## begin DATASET EXCERPT
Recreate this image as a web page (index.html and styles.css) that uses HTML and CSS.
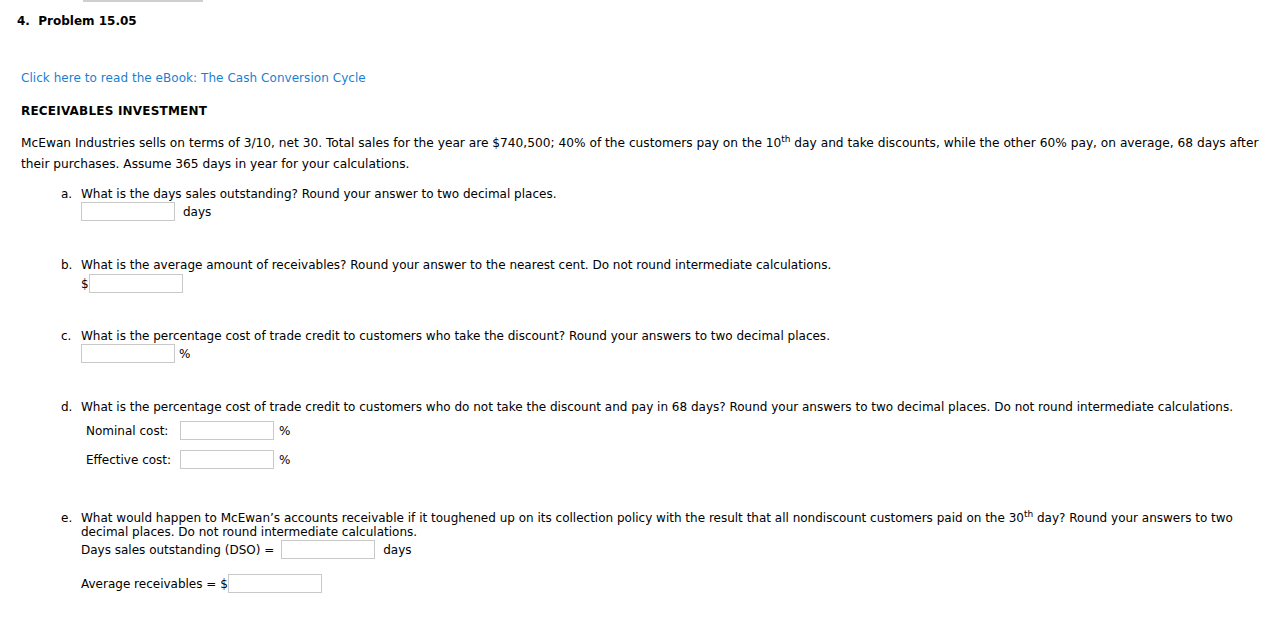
FILE: index.html
```html
<!DOCTYPE html>
<html>
<head>
<meta charset="utf-8">
<link rel="stylesheet" href="styles.css">
</head>
<body>
<div class="topline"></div>
<div class="title">4.&nbsp; Problem 15.05</div>
<div class="content">
  <a class="ebook" href="#">Click here to read the eBook: The Cash Conversion Cycle</a>
  <div class="heading">RECEIVABLES INVESTMENT</div>
  <p class="intro">McEwan Industries sells on terms of 3/10, net 30. Total sales for the year are $740,500; 40% of the customers pay on the 10<sup>th</sup> day and take discounts, while the other 60% pay, on average, 68 days after their purchases. Assume 365 days in year for your calculations.</p>

  <div class="q qa">
    <span class="ql">a.</span>
    <div class="qb">
      <div class="qt">What is the days sales outstanding? Round your answer to two decimal places.</div>
      <div class="ans ans-a"><span class="box"></span><span class="unit u-days">days</span></div>
    </div>
  </div>

  <div class="q qbq">
    <span class="ql">b.</span>
    <div class="qb">
      <div class="qt">What is the average amount of receivables? Round your answer to the nearest cent. Do not round intermediate calculations.</div>
      <div class="ans ans-b"><span class="pre">$</span><span class="box"></span></div>
    </div>
  </div>

  <div class="q qc">
    <span class="ql">c.</span>
    <div class="qb">
      <div class="qt">What is the percentage cost of trade credit to customers who take the discount? Round your answers to two decimal places.</div>
      <div class="ans ans-c"><span class="box"></span><span class="unit u-pct">%</span></div>
    </div>
  </div>

  <div class="q qd">
    <span class="ql">d.</span>
    <div class="qb">
      <div class="qt">What is the percentage cost of trade credit to customers who do not take the discount and pay in 68 days? Round your answers to two decimal places. Do not round intermediate calculations.</div>
      <div class="drow drow1"><span class="dlabel">Nominal cost:</span><span class="box"></span><span class="unit u-pct2">%</span></div>
      <div class="drow drow2"><span class="dlabel">Effective cost:</span><span class="box"></span><span class="unit u-pct2">%</span></div>
    </div>
  </div>

  <div class="q qe">
    <span class="ql">e.</span>
    <div class="qb">
      <div class="qt">What would happen to McEwan’s accounts receivable if it toughened up on its collection policy with the result that all nondiscount customers paid on the 30<sup>th</sup> day? Round your answers to two decimal places. Do not round intermediate calculations.</div>
      <div class="erow erow1"><span class="elabel">Days sales outstanding (DSO) =</span><span class="box"></span><span class="unit u-days2">days</span></div>
      <div class="erow erow2"><span class="elabel">Average receivables = $</span><span class="box"></span></div>
    </div>
  </div>
</div>
</body>
</html>
```
FILE: styles.css
```css
html, body {
  margin: 0;
  padding: 0;
  background: #ffffff;
}
body {
  font-family: "DejaVu Sans", Verdana, sans-serif;
  font-size: 12px;
  color: #000;
  width: 1286px;
  height: 636px;
  overflow: hidden;
}
.topline {
  margin-left: 83px;
  width: 120px;
  height: 2px;
  background: #cfcfcf;
}
.title {
  margin: 12px 0 0 17px;
  font-weight: bold;
  line-height: 14px;
  font-size: 12px;
}
.content {
  padding-left: 21px;
}
.ebook {
  display: block;
  margin-top: 43px;
  line-height: 14px;
  color: #1b7fd1;
  text-decoration: none;
  letter-spacing: 0.05px;
}
.heading {
  margin-top: 19px;
  font-weight: bold;
  line-height: 14px;
  letter-spacing: 0.2px;
}
.intro {
  margin: 15px 0 0 0;
  font-family: "DejaVu Sans", sans-serif;
  font-size: 12.2px;
  line-height: 21px;
  width: 1255px;
}
.intro sup, .qt sup {
  font-size: 9px;
  line-height: 0;
  vertical-align: 5px;
}
.q {
  display: grid;
  grid-template-columns: 20px 1fr;
  margin-left: 40px;
  line-height: 14px;
}
.qa { margin-top: 12px; }
.qbq { margin-top: 37px; }
.qc { margin-top: 36px; }
.qd { margin-top: 37px; }
.qe { margin-top: 42px; }
.ql { display: block; }
.qt { max-width: 1165px; }
.box {
  display: inline-block;
  box-sizing: border-box;
  width: 94px;
  height: 19px;
  border: 1px solid #c9c9c9;
  background: #fff;
  vertical-align: middle;
}
.ans, .drow, .erow {
  display: flex;
  align-items: center;
  height: 19px;
}
.ans-a { margin-top: 1px; }
.ans-b { margin-top: 2px; }
.ans-c { margin-top: 1px; }
.unit.u-days { margin-left: 8px; }
.unit.u-pct { margin-left: 4px; }
.pre { width: 8px; }
.drow { padding-left: 5px; }
.drow1 { margin-top: 7px; }
.drow2 { margin-top: 10px; }
.dlabel { width: 94px; }
.unit.u-pct2 { margin-left: 5px; }
.erow1 { margin-top: 1px; }
.erow2 { margin-top: 15px; }
.elabel { margin-right: 7px; }
.erow2 .elabel { margin-right: 0; }
.unit.u-days2 { margin-left: 8px; }
```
## end DATASET EXCERPT
From the material above, copy everything exactly but the pictures.

Recreate this image as a web page (index.html and styles.css) that uses HTML and CSS.
FILE: index.html
```html
<!DOCTYPE html>
<html>
<head>
<meta charset="utf-8">
<link rel="stylesheet" href="styles.css">
</head>
<body>
<div class="topline"></div>
<div class="title">4.&nbsp; Problem 15.05</div>
<div class="content">
  <a class="ebook" href="#">Click here to read the eBook: The Cash Conversion Cycle</a>
  <div class="heading">RECEIVABLES INVESTMENT</div>
  <p class="intro">McEwan Industries sells on terms of 3/10, net 30. Total sales for the year are $740,500; 40% of the customers pay on the 10<sup>th</sup> day and take discounts, while the other 60% pay, on average, 68 days after their purchases. Assume 365 days in year for your calculations.</p>

  <div class="q qa">
    <span class="ql">a.</span>
    <div class="qb">
      <div class="qt">What is the days sales outstanding? Round your answer to two decimal places.</div>
      <div class="ans ans-a"><span class="box"></span><span class="unit u-days">days</span></div>
    </div>
  </div>

  <div class="q qbq">
    <span class="ql">b.</span>
    <div class="qb">
      <div class="qt">What is the average amount of receivables? Round your answer to the nearest cent. Do not round intermediate calculations.</div>
      <div class="ans ans-b"><span class="pre">$</span><span class="box"></span></div>
    </div>
  </div>

  <div class="q qc">
    <span class="ql">c.</span>
    <div class="qb">
      <div class="qt">What is the percentage cost of trade credit to customers who take the discount? Round your answers to two decimal places.</div>
      <div class="ans ans-c"><span class="box"></span><span class="unit u-pct">%</span></div>
    </div>
  </div>

  <div class="q qd">
    <span class="ql">d.</span>
    <div class="qb">
      <div class="qt">What is the percentage cost of trade credit to customers who do not take the discount and pay in 68 days? Round your answers to two decimal places. Do not round intermediate calculations.</div>
      <div class="drow drow1"><span class="dlabel">Nominal cost:</span><span class="box"></span><span class="unit u-pct2">%</span></div>
      <div class="drow drow2"><span class="dlabel">Effective cost:</span><span class="box"></span><span class="unit u-pct2">%</span></div>
    </div>
  </div>

  <div class="q qe">
    <span class="ql">e.</span>
    <div class="qb">
      <div class="qt">What would happen to McEwan’s accounts receivable if it toughened up on its collection policy with the result that all nondiscount customers paid on the 30<sup>th</sup> day? Round your answers to two decimal places. Do not round intermediate calculations.</div>
      <div class="erow erow1"><span class="elabel">Days sales outstanding (DSO) =</span><span class="box"></span><span class="unit u-days2">days</span></div>
      <div class="erow erow2"><span class="elabel">Average receivables = $</span><span class="box"></span></div>
    </div>
  </div>
</div>
</body>
</html>
```
FILE: styles.css
```css
html, body {
  margin: 0;
  padding: 0;
  background: #ffffff;
}
body {
  font-family: "DejaVu Sans", Verdana, sans-serif;
  font-size: 12px;
  color: #000;
  width: 1286px;
  height: 636px;
  overflow: hidden;
}
.topline {
  margin-left: 83px;
  width: 120px;
  height: 2px;
  background: #cfcfcf;
}
.title {
  margin: 12px 0 0 17px;
  font-weight: bold;
  line-height: 14px;
  font-size: 12px;
}
.content {
  padding-left: 21px;
}
.ebook {
  display: block;
  margin-top: 43px;
  line-height: 14px;
  color: #1b7fd1;
  text-decoration: none;
  letter-spacing: 0.05px;
}
.heading {
  margin-top: 19px;
  font-weight: bold;
  line-height: 14px;
  letter-spacing: 0.2px;
}
.intro {
  margin: 15px 0 0 0;
  font-family: "DejaVu Sans", sans-serif;
  font-size: 12.2px;
  line-height: 21px;
  width: 1255px;
}
.intro sup, .qt sup {
  font-size: 9px;
  line-height: 0;
  vertical-align: 5px;
}
.q {
  display: grid;
  grid-template-columns: 20px 1fr;
  margin-left: 40px;
  line-height: 14px;
}
.qa { margin-top: 12px; }
.qbq { margin-top: 37px; }
.qc { margin-top: 36px; }
.qd { margin-top: 37px; }
.qe { margin-top: 42px; }
.ql { display: block; }
.qt { max-width: 1165px; }
.box {
  display: inline-block;
  box-sizing: border-box;
  width: 94px;
  height: 19px;
  border: 1px solid #c9c9c9;
  background: #fff;
  vertical-align: middle;
}
.ans, .drow, .erow {
  display: flex;
  align-items: center;
  height: 19px;
}
.ans-a { margin-top: 1px; }
.ans-b { margin-top: 2px; }
.ans-c { margin-top: 1px; }
.unit.u-days { margin-left: 8px; }
.unit.u-pct { margin-left: 4px; }
.pre { width: 8px; }
.drow { padding-left: 5px; }
.drow1 { margin-top: 7px; }
.drow2 { margin-top: 10px; }
.dlabel { width: 94px; }
.unit.u-pct2 { margin-left: 5px; }
.erow1 { margin-top: 1px; }
.erow2 { margin-top: 15px; }
.elabel { margin-right: 7px; }
.erow2 .elabel { margin-right: 0; }
.unit.u-days2 { margin-left: 8px; }
```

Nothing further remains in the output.